Editorial: What we stand for
The Socialist Party is an organisation of men and women who recognise that our material interest depends on the transformation of society from a class monopoly and production for profit to one of common ownership, democratic control and production solely for use.
We understand that society is divided into two main classes: those who possess the goods of the earth but do not produce them and those who produce but do not possess. The minority own and control the means of producing and distributing wealth, such as factories, land, offices, mines, media, transport. The minority, be they inheritors of class power or capitalists who have worked their way to affluence by the sweat of other people’s toil, are living off the majority. The working class work to keep the bosses in luxury and idleness; we are their benefactors. Socialists are workers who have decided that the days of such foolish charity must end.
The non-socialist regards wages and salaries as gifts by the employer to the employee; the socialist views them as crumbs which the exploiter offers in return for the cake we have baked. The wages system allows us only enough money to exist as profit-producers. Socialists do not aspire to be robbed with dignity; unlike our reformist opponents who dream up endless reforms to soothe the injuries of the robbed, we are for abolishing, not improving, the wages system.
The socialist stands for a system of society where the necessities and luxuries of life are not commodities to be bought, but are there for the use of all. on the basis of free access. The wealth of a socialist society will belong to everyone, not because they are “owners”, but because they are members of a free and equal community where property relationships have ceased to exist. The non-socialist worries at this point, scared that without money as an obstacle between humans and the satisfaction of our needs we will be greedy: we will over-consume. But the desire to over-consume is only a fetish adopted by workers who are compelled to under-consume: if we are used to paying for every steak we eat, we dream of eating more steaks than we would ever choose to eat in a society where food is free. The myth of “the greedy person” is a product of a system where money does not allow workers to have enough and calls us greedy when we demand nothing but the best.
So, a socialist society will have no money and no wages. It will be a system of conscious human co-operation. Indeed, socialists are very confident about the possibility of human beings behaving as intelligent co-operators. We do not share the miserable assessment of human potential advanced by the proponents of the theory of Human Nature. Human behaviour is not genetically determined, but governed largely by the social environment. In the absence of a jungle society we are certain that men and women will cease to act like beasts. Competition will give way to mutual aid, war to fraternity.
Unlike those who favour government of the few over the majority, socialists want a society where there are no governors or governed, but where humanity, organised on the basis of full-scale democracy and making use of modem communications technology, will make decisions by itself for itself. And as socialism will not be a society of leaders and led, so it is the case that workers cannot be led to the establishment of socialism. The emancipation of the working class must be the work of the working class itself.
Socialists do not think nationally. We recognise that socialism was never established in the so-called socialist or communist countries, and nor could it have been. These are state-capitalist countries, essentially the same as the rest of the capitalist world. Socialism entails worldwide action by the working class.

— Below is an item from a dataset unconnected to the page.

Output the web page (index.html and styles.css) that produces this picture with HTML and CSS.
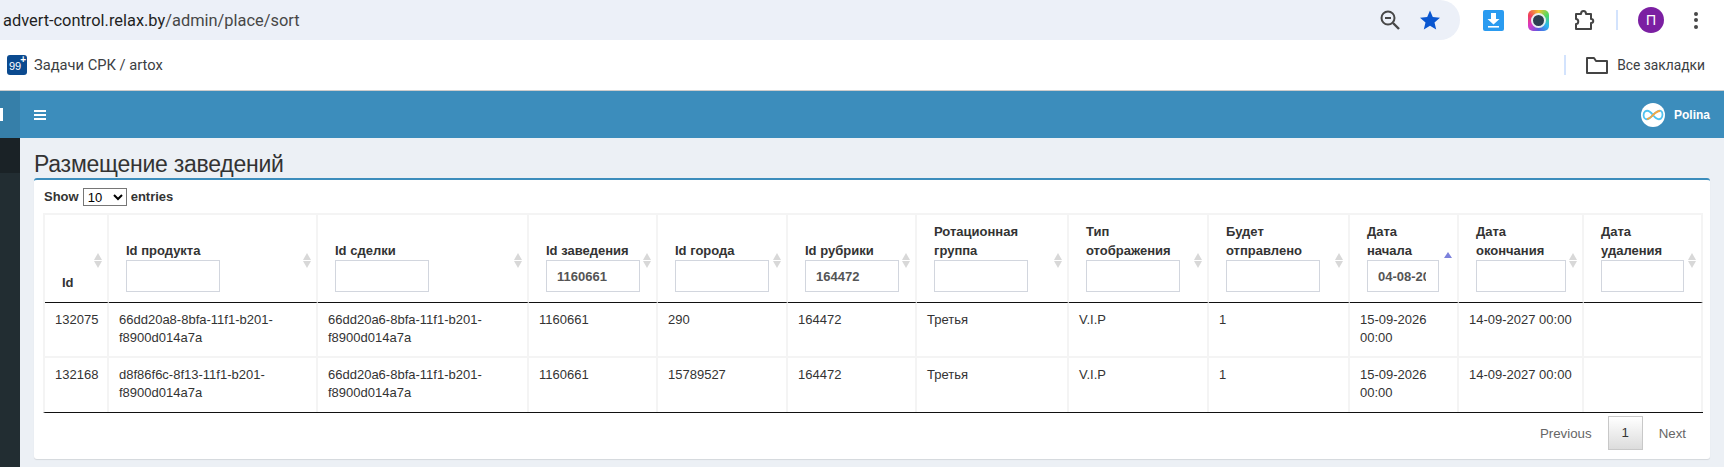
FILE: index.html
```html
<!DOCTYPE html>
<html lang="ru">

<head>
    <meta charset="UTF-8">
    <title>Размещение заведений</title>
    <link rel="stylesheet" href="styles.css">
</head>

<body>
    <div class="toolbar">
        <div class="omnibox">
            <div class="url">advert-control.relax.by<span class="url_path">/admin/place/sort</span></div>
            <svg class="zoom_icon" width="22" height="22" viewBox="0 0 22 22" fill="none" stroke="#474747" stroke-width="2">
                <circle cx="9" cy="9" r="6.5"></circle>
                <path d="M6 9h6"></path>
                <path d="M14 14l6 6" stroke-width="2.4"></path>
            </svg>
            <svg class="star_icon" width="22" height="22" viewBox="0 0 22 22">
                <path fill="#0b57d0" d="M11 1.5l2.8 6.6 7.2.6-5.5 4.7 1.7 7-6.2-3.7-6.2 3.7 1.7-7L1 8.7l7.200-.6z"></path>
            </svg>
        </div>
        <div class="ext_icons">
            <svg class="ext" width="21" height="21" viewBox="0 0 21 21">
                <rect width="21" height="21" rx="2" fill="#2a9bf0"></rect>
                <path fill="#fff" d="M8 3h5v6h3.500l-6 5.500-6-5.500H8z"></path>
                <rect x="5" y="16" width="11" height="1.600" fill="#fff"></rect>
            </svg>
            <div class="camera"><div class="camera_lens"></div></div>
            <svg class="ext" width="22" height="22" viewBox="0 0 22 22" fill="none" stroke="#444" stroke-width="2" stroke-linejoin="round">
                <path d="M2 5h5c0-4 5-4 5 0h5v5c3 0 3 4 0 4v6H2v-5c3 0 3-5 0-5z"></path>
            </svg>
            <div class="bar_sep"></div>
            <div class="profile">П</div>
            <div class="dots"><span></span><span></span><span></span></div>
        </div>
    </div>

    <div class="bookmarks">
        <div class="bm_icon">99<sup>+</sup></div>
        <div class="bm_title">Задачи СРК / artox</div>
        <div class="bm_right">
            <div class="bar_sep"></div>
            <svg class="folder" width="22" height="18" viewBox="0 0 22 18" fill="none" stroke="#444" stroke-width="2" stroke-linejoin="round">
                <path d="M1 2h7l2 3h11v12H1z"></path>
            </svg>
            <div class="bm_all">Все закладки</div>
        </div>
    </div>

    <div class="app">
        <div class="sidebar">
            <div class="side_logo"><span class="side_mark"></span></div>
            <div class="side_user"></div>
            <div class="side_menu"></div>
        </div>
        <div class="main">
            <div class="navbar">
                <div class="burger"><span></span><span></span><span></span></div>
                <div class="nav_user">
                    <svg class="nav_avatar" width="24" height="24" viewBox="0 0 24 24" fill="none" stroke-width="1.800">
                        <circle cx="12" cy="12" r="12" fill="#fff" stroke="none"></circle>
                        <path stroke="#4fc3f0" d="M12 12C9 8 6 7 4 8.500S2 15 4.500 16 9 15 12 12s6-5 8-4 2 6 0 7.500-5 .5-8-3.500"></path>
                        <path stroke="#f5a742" d="M6 16c3 0 4-2 6-4s4-4 7-4"></path>
                    </svg>
                    <span>Polina</span>
                </div>
            </div>
            <div class="content">
                <h1 class="page_title">Размещение заведений</h1>
                <div class="box">
                    <div class="length">
                        Show
                        <select class="length_select">
                            <option>10</option>
                        </select>
                        entries
                    </div>
                    <table class="grid">
                        <colgroup>
                            <col class="c_id">
                            <col class="c_uuid">
                            <col class="c_uuid2">
                            <col class="c_num">
                            <col class="c_num2">
                            <col class="c_num">
                            <col class="c_rot">
                            <col class="c_type">
                            <col class="c_send">
                            <col class="c_start">
                            <col class="c_end">
                            <col class="c_del">
                        </colgroup>
                        <thead>
                            <tr>
                                <th class="sort">Id</th>
                                <th class="sort">Id продукта<input class="filter" type="text"></th>
                                <th class="sort">Id сделки<input class="filter" type="text"></th>
                                <th class="sort">Id заведения<input class="filter" type="text" value="1160661"></th>
                                <th class="sort">Id города<input class="filter" type="text"></th>
                                <th class="sort">Id рубрики<input class="filter" type="text" value="164472"></th>
                                <th class="sort">Ротационная<br>группа<input class="filter" type="text"></th>
                                <th class="sort">Тип<br>отображения<input class="filter" type="text"></th>
                                <th class="sort">Будет<br>отправлено<input class="filter" type="text"></th>
                                <th class="sort sort_asc">Дата<br>начала<input class="filter filter_start" type="text" value="04-08-2026"></th>
                                <th class="sort">Дата<br>окончания<input class="filter filter_end" type="text"></th>
                                <th class="sort">Дата<br>удаления<input class="filter filter_del" type="text"></th>
                            </tr>
                        </thead>
                        <tbody>
                            <tr>
                                <td>132075</td>
                                <td>66dd20a8-8bfa-11f1-b201-f8900d014a7a</td>
                                <td>66dd20a6-8bfa-11f1-b201-f8900d014a7a</td>
                                <td>1160661</td>
                                <td>290</td>
                                <td>164472</td>
                                <td>Третья</td>
                                <td>V.I.P</td>
                                <td>1</td>
                                <td>15-09-2026 00:00</td>
                                <td>14-09-2027 00:00</td>
                                <td></td>
                            </tr>
                            <tr>
                                <td>132168</td>
                                <td>d8f86f6c-8f13-11f1-b201-f8900d014a7a</td>
                                <td>66dd20a6-8bfa-11f1-b201-f8900d014a7a</td>
                                <td>1160661</td>
                                <td>15789527</td>
                                <td>164472</td>
                                <td>Третья</td>
                                <td>V.I.P</td>
                                <td>1</td>
                                <td>15-09-2026 00:00</td>
                                <td>14-09-2027 00:00</td>
                                <td></td>
                            </tr>
                        </tbody>
                    </table>
                    <div class="paginate">
                        <span class="page_link">Previous</span>
                        <span class="page_cur">1</span>
                        <span class="page_link">Next</span>
                    </div>
                </div>
            </div>
        </div>
    </div>
</body>

</html>
```

FILE: styles.css
```css
* {
    margin: 0;
    padding: 0;
    box-sizing: border-box;
}

html,
body {
    height: 467px;
    overflow: hidden;
}

body {
    background-color: #fff;
    font-family: "Liberation Sans", Arial, sans-serif;
    color: #333;
}

/* browser bars */
.toolbar {
    height: 40px;
    display: flex;
    align-items: center;
}

.omnibox {
    width: 1460px;
    height: 40px;
    background: #ecf0f8;
    border-radius: 0 20px 20px 0;
    display: flex;
    align-items: center;
    padding-left: 3px;
}

.url {
    font-family: Roboto, sans-serif;
    font-size: 16.400px;
    color: #1f1f1f;
    flex: 1;
}

.url_path {
    color: #474747;
}

.zoom_icon {
    margin-right: 18px;
}

.star_icon {
    margin-right: 19px;
}

.ext_icons {
    flex: 1;
    display: flex;
    align-items: center;
    padding-left: 23px;
}

.ext {
    display: block;
}

.camera {
    width: 21px;
    height: 21px;
    margin: 0 25px 0 24px;
    border-radius: 5px;
    background: conic-gradient(#f4c430, #4cd964, #2ab7f0, #5a5ce0, #d838c8, #f0405a, #f4c430);
    display: flex;
    align-items: center;
    justify-content: center;
}

.camera_lens {
    width: 15px;
    height: 15px;
    border-radius: 50%;
    background: #2c3e50;
    border: 2px solid #e8eef2;
}

.bar_sep {
    width: 2px;
    height: 20px;
    background: #d3e3fd;
}

.toolbar .bar_sep {
    margin-left: 20px;
}

.profile {
    width: 26px;
    height: 26px;
    margin-left: 20px;
    border-radius: 50%;
    background: #7b1fa2;
    color: #fff;
    font-size: 14px;
    line-height: 26px;
    text-align: center;
}

.dots {
    margin-left: 30px;
    display: flex;
    flex-direction: column;
    gap: 2.5px;
}

.dots span {
    width: 4px;
    height: 4px;
    border-radius: 50%;
    background: #474747;
}

.bookmarks {
    height: 51px;
    border-bottom: 1px solid #ccc;
    display: flex;
    align-items: center;
    padding: 0 19px 0 7px;
}

.bm_icon {
    width: 20px;
    height: 20px;
    border-radius: 3px;
    background: #0b4a8f;
    color: #fff;
    font-size: 11px;
    line-height: 23px;
    padding-left: 2px;
    position: relative;
}

.bm_icon sup {
    position: absolute;
    top: -7px;
    right: 1px;
    font-size: 10px;
    font-weight: bold;
}

.bm_title {
    margin-left: 7px;
    font-family: Roboto, sans-serif;
    font-size: 14.700px;
    color: #3c4043;
}

.bm_right {
    margin-left: auto;
    display: flex;
    align-items: center;
}

.folder {
    margin-left: 20px;
}

.bm_all {
    margin-left: 9px;
    font-family: Roboto, sans-serif;
    font-size: 13.800px;
    color: #3c4043;
}

/* page */
.app {
    display: flex;
    height: 376px;
}

.sidebar {
    width: 20px;
    display: flex;
    flex-direction: column;
}

.side_logo {
    height: 47px;
    background: #367fa9;
    display: flex;
    align-items: center;
}

.side_mark {
    width: 3px;
    height: 13px;
    background: #fff;
}

.side_user {
    height: 35px;
    background: #1a2226;
}

.side_menu {
    flex: 1;
    background: #222d32;
}

.main {
    flex: 1;
    background: #ecf0f5;
    display: flex;
    flex-direction: column;
}

.navbar {
    height: 47px;
    background: #3c8dbc;
    display: flex;
    align-items: center;
    justify-content: space-between;
    padding: 0 14px;
}

.burger {
    display: flex;
    flex-direction: column;
    gap: 2px;
}

.burger span {
    width: 12px;
    height: 2px;
    background: #fff;
}

.nav_user {
    display: flex;
    align-items: center;
    gap: 9px;
    color: #fff;
    font-size: 12px;
    font-weight: bold;
}

.content {
    padding: 12px 14px 0;
}

.page_title {
    font-size: 23px;
    letter-spacing: -0.25px;
    font-weight: normal;
    line-height: 28px;
    color: #333;
}

.box {
    height: 281px;
    background: #fff;
    border-top: 2px solid #3c8dbc;
    border-radius: 3px;
    box-shadow: 0 1px 1px rgba(0, 0, 0, 0.1);
    padding: 8px 7px 0 10px;
}

.length {
    height: 25px;
    font-size: 13px;
    font-weight: bold;
    display: flex;
    align-items: flex-start;
    gap: 4px;
    line-height: 18px;
    color: #333;
}

.length_select {
    width: 44px;
    height: 18px;
    border: 1px solid #767676;
    border-radius: 0;
    background: #fff;
    font-family: "Liberation Sans", Arial, sans-serif;
    font-size: 13px;
}

.grid {
    width: 1660px;
    margin-left: -1px;
    border-collapse: separate;
    border-spacing: 0;
    table-layout: fixed;
    font-size: 13px;
    border-top: 2px solid #f4f4f4;
    border-left: 2px solid #f4f4f4;
    border-bottom: 1px solid #111;
}

.c_id {
    width: 64px;
}

.c_uuid {
    width: 209px;
}

.c_uuid2 {
    width: 211px;
}

.c_num {
    width: 129px;
}

.c_num2 {
    width: 130px;
}

.c_rot {
    width: 152px;
}

.c_type {
    width: 140px;
}

.c_send {
    width: 141px;
}

.c_start {
    width: 109px;
}

.c_end {
    width: 125px;
}

.c_del {
    width: 119px;
}

.grid th {
    position: relative;
    height: 88px;
    padding: 0 10px 10px 17px;
    border-right: 2px solid #f4f4f4;
    border-bottom: 1px solid #111;
    vertical-align: bottom;
    text-align: left;
    line-height: 19px;
    font-weight: bold;
}

.grid td {
    height: 55px;
    padding: 8px 10px 9px;
    border-right: 2px solid #f4f4f4;
    border-bottom: 2px solid #f4f4f4;
    vertical-align: top;
    line-height: 18px;
    color: #333;
}

.grid tbody tr:last-child td {
    height: 54px;
    border-bottom: 0;
}

.filter {
    display: block;
    width: 94px;
    height: 32px;
    padding: 0 12px 0 10px;
    border: 1px solid #d2d6de;
    font-family: "Liberation Sans", Arial, sans-serif;
    font-size: 13px;
    font-weight: bold;
    color: #555;
    background: #fff;
}

.filter_start {
    width: 72px;
}

.filter_end {
    width: 90px;
}

.filter_del {
    width: 83px;
}

/* sort arrows */
.sort::before,
.sort::after {
    content: "";
    position: absolute;
    right: 5px;
    border-left: 4px solid transparent;
    border-right: 4px solid transparent;
}

.sort::before {
    top: 38px;
    border-bottom: 7px solid #d8d8d8;
}

.sort::after {
    top: 46px;
    border-top: 7px solid #d8d8d8;
}

.sort_asc::before {
    top: 37px;
    border-bottom: 6px solid #7c82dc;
}

.sort_asc::after {
    border-top-color: transparent;
}

.paginate {
    display: flex;
    justify-content: flex-end;
    align-items: center;
    padding: 3px 17px 0 0;
    font-size: 13.300px;
}

.page_link {
    color: #666;
}

.page_cur {
    width: 35px;
    height: 34px;
    margin: 0 16px;
    border: 1px solid #c8c8c8;
    background: linear-gradient(#fff, #dcdcdc);
    line-height: 32px;
    text-align: center;
    color: #333;
}
```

Socialists reject gods, religion and other superstitious follies. We are scientific enough to understand that it is up to human beings to make history and there are no superior beings, other worlds or external moralities which need get in our way. The socialist is a clear-headed materialist who seeks explanations on the basis of cause and effect and admits ignorance about those phenomena which are incomprehensible rather than invent dogmas relying on faith.
The Socialist Party is opposed to all other parties, for the lot of them stand for capitalism in one form or another. We reject the system and stand in uncompromising hostility to those who, knowingly or in ignorance, advise workers to support it.
Socialists are in a hurry. We realise that the task of social transformation is an urgent one and no effort can be spared in hastening the day when the rotten system of profit and plunder leading to war and waste is replaced by worldwide production for use.